Like every year, the Republic Day this year too would be full of a display of India’s cultural heritage and military might. Cities and states will compete with each other to raise the mast higher to hoist the flag. But the Franklin poser could still not be easily avoided. Our founding fathers gave us a republican constitution but all they could hope was that a civic virtue, necessary for republicanism to strike roots, would be cultivated by the recipients of the benefits of the republic.
Dr Ambedkar warned that “however good a constitution may be, it is sure to turn out bad because those who are called to work it, are a bad lot”. He did not refer merely to elected representatives or the “rulers”, but to the incomplete project of transforming people into citizens. Therefore, Republic Day, just as it brings celebrations and pronouncements of pride in the might of the state, exhorts us to introspect on the fragile republican culture that would undercut the formal edifice of the republic. At least four core challenges to the idea of republic can be identified.
The first concerns the distortions of democracy. Among the more glaring, we can list majoritarianism, rise of vigilantism and institutional corrosion. As democracy gets converted into shows of numerical strength, the capacity to negotiate and deliberate drowns under the noise of numbers. This trait gives way to an anarchic articulation of vigilantism by protectors of various causes, rejecting the idea of rule of law. Both a cause and an effect of this is the all-round corrosion of institutions. It would be tough to identify institutions that continue to enjoy and consolidate confidence in their institutional practices and in their capacity to deliver. There is an inter-institution competition to display their flair for failure. From media to military and from administration to adjudication, we seem to be witnessing non-performance, transgressions, disconnects or betrayals. The republic is besieged with misplaced cultural priorities, bragging generals and brawling judges. The republic crumbles when statesmanship stops at showmanship, politics breeds fear and institutions fail to strengthen norms and procedures.
The second challenge pertains to citizenship itself. As Ambedkar presciently warned, caste and community intervene in the shaping of citizenship. Seven decades down the line, the fortresses of community have become more impenetrable. In today’s India, nobody can criticise, comment or censure the practices of “another” community of which she is not part. On the other hand, insiders can only uphold and celebrate the practices and symbols of the community. Communities are beyond debate and criticism; they exist as sacred and protected enclaves where outsiders are barred from entry (save for glorification) and members are imprisoned inside.
Relations among communities are also marked by mutual suspicion. This is not confined only to Hindu-Muslim relations; even among castes, relations are, more often than not, competitive. The violence a few years ago between the Gurjjars and Meenas or the violence during the Jat agitation in Haryana are cases in point. Religious minorities are vulnerable to riots and pogroms, Adivasis face repression from expanding capitalism and Dalits continue to be subjects of humiliation and violence from upper and middle castes. As a result, individuals are unable to transcend their group identity or link their group identity to their identity as citizens. Caste-community based separation, suspicion and violence ensure that the idea of citizenship becomes a chimera. Rather than pursuing the agenda of social justice, caste action often culminates in consolidating identities, constructing symbols and creating boundaries made from cultural universes.

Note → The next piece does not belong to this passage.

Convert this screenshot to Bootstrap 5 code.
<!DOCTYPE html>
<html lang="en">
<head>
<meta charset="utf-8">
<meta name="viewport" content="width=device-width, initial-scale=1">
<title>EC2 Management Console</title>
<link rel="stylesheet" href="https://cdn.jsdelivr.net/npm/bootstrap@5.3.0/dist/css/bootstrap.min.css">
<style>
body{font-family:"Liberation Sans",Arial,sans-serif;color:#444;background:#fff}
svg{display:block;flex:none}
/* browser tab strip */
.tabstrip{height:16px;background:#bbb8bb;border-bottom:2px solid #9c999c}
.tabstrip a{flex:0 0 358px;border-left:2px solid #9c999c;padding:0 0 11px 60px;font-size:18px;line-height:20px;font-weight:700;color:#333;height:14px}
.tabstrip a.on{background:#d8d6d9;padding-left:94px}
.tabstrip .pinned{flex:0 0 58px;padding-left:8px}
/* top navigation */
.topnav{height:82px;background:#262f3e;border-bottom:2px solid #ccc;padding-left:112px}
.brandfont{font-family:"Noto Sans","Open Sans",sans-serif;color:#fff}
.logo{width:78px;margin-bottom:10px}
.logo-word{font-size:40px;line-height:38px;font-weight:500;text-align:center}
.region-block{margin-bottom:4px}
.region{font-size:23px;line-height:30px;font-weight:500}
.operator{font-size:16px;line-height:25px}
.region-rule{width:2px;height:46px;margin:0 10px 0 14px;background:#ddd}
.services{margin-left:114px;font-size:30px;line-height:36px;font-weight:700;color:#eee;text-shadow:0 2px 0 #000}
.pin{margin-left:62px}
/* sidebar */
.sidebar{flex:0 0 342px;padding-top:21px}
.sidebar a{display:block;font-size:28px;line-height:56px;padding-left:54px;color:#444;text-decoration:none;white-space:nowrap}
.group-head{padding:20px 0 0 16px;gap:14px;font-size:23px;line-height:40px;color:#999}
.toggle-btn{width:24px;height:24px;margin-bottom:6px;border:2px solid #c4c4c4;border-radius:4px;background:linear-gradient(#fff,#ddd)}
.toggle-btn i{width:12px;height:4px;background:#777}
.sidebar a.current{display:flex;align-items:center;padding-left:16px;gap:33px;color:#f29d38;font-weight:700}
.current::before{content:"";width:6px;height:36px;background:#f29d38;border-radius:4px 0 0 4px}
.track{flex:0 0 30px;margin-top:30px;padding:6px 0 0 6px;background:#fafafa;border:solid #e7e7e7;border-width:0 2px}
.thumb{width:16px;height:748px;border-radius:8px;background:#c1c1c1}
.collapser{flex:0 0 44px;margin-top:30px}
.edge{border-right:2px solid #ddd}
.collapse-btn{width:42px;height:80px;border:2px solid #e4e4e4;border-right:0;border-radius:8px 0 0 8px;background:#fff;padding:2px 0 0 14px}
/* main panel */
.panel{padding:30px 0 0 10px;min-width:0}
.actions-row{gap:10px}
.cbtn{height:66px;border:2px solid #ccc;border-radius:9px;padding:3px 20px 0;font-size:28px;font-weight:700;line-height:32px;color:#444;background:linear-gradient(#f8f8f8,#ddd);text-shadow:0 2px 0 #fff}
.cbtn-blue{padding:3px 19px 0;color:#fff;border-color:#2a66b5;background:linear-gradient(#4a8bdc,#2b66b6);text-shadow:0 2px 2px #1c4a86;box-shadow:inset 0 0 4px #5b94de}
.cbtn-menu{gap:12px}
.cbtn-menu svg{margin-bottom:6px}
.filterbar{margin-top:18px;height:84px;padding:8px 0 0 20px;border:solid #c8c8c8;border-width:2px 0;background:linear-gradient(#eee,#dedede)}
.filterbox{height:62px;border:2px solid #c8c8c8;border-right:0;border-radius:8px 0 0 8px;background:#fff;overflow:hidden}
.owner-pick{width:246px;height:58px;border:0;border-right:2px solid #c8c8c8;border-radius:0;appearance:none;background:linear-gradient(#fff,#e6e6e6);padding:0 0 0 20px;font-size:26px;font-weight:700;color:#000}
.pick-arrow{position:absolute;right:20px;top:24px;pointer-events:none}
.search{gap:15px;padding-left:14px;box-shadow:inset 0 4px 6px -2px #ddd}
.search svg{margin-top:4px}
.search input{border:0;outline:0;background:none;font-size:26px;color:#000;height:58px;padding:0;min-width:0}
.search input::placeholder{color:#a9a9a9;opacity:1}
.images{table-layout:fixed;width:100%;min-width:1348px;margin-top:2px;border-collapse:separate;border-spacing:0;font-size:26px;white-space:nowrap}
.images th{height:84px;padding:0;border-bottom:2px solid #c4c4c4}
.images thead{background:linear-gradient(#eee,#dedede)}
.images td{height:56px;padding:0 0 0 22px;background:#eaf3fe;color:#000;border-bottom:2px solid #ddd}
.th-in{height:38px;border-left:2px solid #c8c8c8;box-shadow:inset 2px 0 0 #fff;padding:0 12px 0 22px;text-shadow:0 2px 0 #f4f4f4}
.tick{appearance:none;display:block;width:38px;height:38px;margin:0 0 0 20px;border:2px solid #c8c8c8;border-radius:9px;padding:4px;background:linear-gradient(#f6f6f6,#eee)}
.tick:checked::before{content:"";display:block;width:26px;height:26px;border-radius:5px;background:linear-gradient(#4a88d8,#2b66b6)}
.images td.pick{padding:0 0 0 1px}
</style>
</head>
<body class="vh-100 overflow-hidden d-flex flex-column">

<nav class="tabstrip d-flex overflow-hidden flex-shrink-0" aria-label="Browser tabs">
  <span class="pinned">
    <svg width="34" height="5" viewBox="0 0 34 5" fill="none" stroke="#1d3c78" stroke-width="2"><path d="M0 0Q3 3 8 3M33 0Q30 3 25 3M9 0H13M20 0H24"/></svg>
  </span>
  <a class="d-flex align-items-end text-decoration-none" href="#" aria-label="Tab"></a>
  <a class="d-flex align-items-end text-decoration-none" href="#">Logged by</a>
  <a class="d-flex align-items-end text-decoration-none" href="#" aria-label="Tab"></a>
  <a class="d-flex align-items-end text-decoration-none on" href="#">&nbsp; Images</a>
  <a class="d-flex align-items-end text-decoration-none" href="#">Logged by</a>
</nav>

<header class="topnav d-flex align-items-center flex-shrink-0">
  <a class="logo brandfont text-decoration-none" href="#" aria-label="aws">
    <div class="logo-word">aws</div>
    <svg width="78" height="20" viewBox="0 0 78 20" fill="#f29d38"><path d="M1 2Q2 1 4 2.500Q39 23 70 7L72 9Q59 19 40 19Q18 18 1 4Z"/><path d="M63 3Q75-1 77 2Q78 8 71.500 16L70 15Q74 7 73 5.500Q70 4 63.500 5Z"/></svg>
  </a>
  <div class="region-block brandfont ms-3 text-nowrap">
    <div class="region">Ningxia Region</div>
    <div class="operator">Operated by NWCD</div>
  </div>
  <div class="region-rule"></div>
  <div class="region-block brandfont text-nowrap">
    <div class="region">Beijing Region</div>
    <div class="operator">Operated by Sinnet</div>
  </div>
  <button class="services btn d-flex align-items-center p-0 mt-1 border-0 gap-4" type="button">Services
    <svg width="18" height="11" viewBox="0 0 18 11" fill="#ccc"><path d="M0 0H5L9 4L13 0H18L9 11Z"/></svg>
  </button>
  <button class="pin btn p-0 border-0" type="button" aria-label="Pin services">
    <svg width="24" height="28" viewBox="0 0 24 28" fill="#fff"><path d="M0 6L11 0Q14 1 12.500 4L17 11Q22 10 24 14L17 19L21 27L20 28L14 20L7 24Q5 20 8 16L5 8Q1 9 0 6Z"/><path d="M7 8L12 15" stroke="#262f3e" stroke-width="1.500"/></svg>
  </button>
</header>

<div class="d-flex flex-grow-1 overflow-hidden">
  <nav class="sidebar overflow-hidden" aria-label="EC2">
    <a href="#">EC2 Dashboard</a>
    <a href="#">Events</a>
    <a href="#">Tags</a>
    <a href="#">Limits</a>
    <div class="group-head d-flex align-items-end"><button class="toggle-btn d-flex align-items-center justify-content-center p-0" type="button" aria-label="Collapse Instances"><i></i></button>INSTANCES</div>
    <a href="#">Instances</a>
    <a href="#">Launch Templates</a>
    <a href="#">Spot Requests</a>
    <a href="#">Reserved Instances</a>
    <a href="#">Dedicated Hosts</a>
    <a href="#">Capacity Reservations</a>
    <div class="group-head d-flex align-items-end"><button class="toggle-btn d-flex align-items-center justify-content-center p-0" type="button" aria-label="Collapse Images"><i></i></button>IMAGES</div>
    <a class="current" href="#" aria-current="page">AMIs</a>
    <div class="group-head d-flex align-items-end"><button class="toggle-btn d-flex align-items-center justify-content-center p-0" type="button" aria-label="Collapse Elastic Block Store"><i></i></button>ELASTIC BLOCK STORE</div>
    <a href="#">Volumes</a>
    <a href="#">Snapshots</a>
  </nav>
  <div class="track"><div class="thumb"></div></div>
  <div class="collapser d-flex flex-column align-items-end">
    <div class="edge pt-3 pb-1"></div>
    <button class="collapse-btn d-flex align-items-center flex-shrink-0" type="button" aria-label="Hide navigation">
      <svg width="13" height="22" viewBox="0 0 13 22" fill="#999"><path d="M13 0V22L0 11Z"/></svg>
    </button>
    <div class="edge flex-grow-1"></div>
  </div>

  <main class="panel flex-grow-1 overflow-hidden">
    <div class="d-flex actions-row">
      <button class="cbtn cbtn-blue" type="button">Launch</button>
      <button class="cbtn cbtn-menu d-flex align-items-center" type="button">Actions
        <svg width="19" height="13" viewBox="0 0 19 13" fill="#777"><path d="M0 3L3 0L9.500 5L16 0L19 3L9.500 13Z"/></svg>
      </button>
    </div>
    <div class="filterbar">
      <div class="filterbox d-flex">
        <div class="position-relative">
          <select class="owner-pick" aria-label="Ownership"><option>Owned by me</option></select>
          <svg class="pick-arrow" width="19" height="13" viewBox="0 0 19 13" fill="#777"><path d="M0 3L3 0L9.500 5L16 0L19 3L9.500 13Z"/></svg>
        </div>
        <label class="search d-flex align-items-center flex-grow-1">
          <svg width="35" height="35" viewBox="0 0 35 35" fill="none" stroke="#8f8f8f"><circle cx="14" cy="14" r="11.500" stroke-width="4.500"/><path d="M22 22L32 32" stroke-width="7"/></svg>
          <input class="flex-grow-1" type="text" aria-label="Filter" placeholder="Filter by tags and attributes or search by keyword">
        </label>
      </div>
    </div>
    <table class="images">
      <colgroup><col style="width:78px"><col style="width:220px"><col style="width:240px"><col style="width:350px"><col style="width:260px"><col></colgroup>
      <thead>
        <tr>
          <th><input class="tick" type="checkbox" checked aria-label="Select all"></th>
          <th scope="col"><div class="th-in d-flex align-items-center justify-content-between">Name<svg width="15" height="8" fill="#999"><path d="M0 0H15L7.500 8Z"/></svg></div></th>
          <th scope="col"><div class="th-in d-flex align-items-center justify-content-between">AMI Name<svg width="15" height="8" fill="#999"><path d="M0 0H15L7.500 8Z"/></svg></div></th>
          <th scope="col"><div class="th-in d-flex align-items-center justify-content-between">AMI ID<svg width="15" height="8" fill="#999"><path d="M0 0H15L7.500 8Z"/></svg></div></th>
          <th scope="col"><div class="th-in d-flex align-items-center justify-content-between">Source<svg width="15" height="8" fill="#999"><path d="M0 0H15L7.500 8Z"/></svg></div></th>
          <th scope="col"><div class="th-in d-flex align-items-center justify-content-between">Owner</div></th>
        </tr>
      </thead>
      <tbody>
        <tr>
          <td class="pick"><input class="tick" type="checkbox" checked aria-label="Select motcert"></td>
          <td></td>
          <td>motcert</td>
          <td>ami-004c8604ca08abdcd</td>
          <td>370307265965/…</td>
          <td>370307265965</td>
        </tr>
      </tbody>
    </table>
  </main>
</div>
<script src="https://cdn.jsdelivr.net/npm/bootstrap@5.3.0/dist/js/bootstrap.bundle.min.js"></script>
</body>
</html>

In this situation, it is near impossible that any idea of common or public good would emerge and sustain. So, the third challenge emerges from the absence of a shared vision of what constitutes public good. Communities are so clearly separated that each entertains a separate notion of what constitutes the “public” and therefore, what public good is. Given the fragmentation of the public and impossibility of common good, all politics and policymaking takes the form of a cynical exercise of balancing competing expectations. But the more serious casualty in this process is the loss of the idea of commonwealth which is at the core of a republic.
Finally, our republic suffers from the inability to evolve public reason. Legislatures fail to debate; television debates have become notorious for their decibel capacity rather than deliberative power; nothing debatable can be presented in textbooks; academic seminars are monitored for who the participants will be; attacking meetings of rival viewpoints is a common political act; banning works of art, literature, and academic value is the national passion across the political spectrum. Demands by almost every social section often lack in legitimacy. If communities could be imagined as persons, we might equate ourselves to the Hobbesian situation of being utterly limited in our view of self-interest. So, the problem is not merely the inability to evolve procedures and terms of debate, it is about foreclosing the possibility of debate because we are unwilling to accept that the nation is the common property of all citizens.
Obviously, republics are not made in heaven nor do they always grow out of readymade social homogeneity. The creation of India’s republic was indeed an audacious attempt because of the many social schisms. But the audacity shown by the founding fathers in creating the republic needed to be matched by the sustained collective audacity to “keep the republic”.
There has been a grievous mismatch between the ambitions of the founding fathers and the will of members of the new republic. The social structure was an impediment in the republican project, as Ambedkar pointed out, but the skills of the political process and the willingness of the collective must have been wanting too. So, on each Republic Day, the nagging question would be this: The constituent assembly gave us the republic, but do we really want to keep it?